See, there’s an example of the worry of oversharing. I sound like an emotional basket case, looking for a few good crutches to lean on. I don’t think that’s the case - although I’ve served as a crutch to others in part because I recognize how much I’d appreciate it myself. Rather, I would delight in sharing my life and sharing someone else’s life, as shared experiences always seem to be so much more richer and fulfilling than solo adventures.

And yet, I’m solitary by nature. Contradictions abound!

I’ve just returned from Balticon, which is always an emotionally overwhelming experience. But this year, unlike years past, I had good friends to share it with more closely than ever, and that made all the difference.

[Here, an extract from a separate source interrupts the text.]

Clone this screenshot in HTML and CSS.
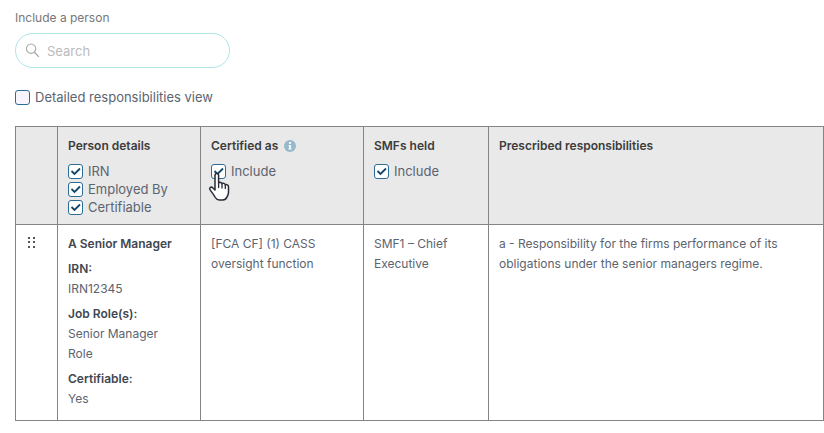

Pop, pop, pop, and… pop! I’m done.

Blogging, podcasting and radio broadcasting will resume next week, after NCRC. In the meantime, I’ll see what thoughts come to mind and blather them here. If you are reading this, you deserve a medal…

Or perhaps you are just as weird as I am. We should form a club!

Do I continue to share my doings and goings on? Does anyone read this? If you do, please comment and tell me. Although that might encourage me, leading me to more of the same..

I’ve just posted a semi-coherent essay on Understanding Podcasting!. Read it if you are interested in podcasting. More will come later.

I haven’t done a new episode of The WEIRD Show recently, because I’ve been traveling and really busy… Although I’m on the long-list for the Parsec Awards again this year, and have to devise an entry to see if I can make it to the short-list…

Writing-wise, I’m going to try to return to the universe of Tainted Roses, which I wrote in a flurry last summer. I’m also keen to get a move on with some audio drama and short-story writing, but I haven’t reached the appropriate place in the brain-stack yet.

There are more things to say, but my brain is as cluttered as my apartment, this post as stuffed full as it, too.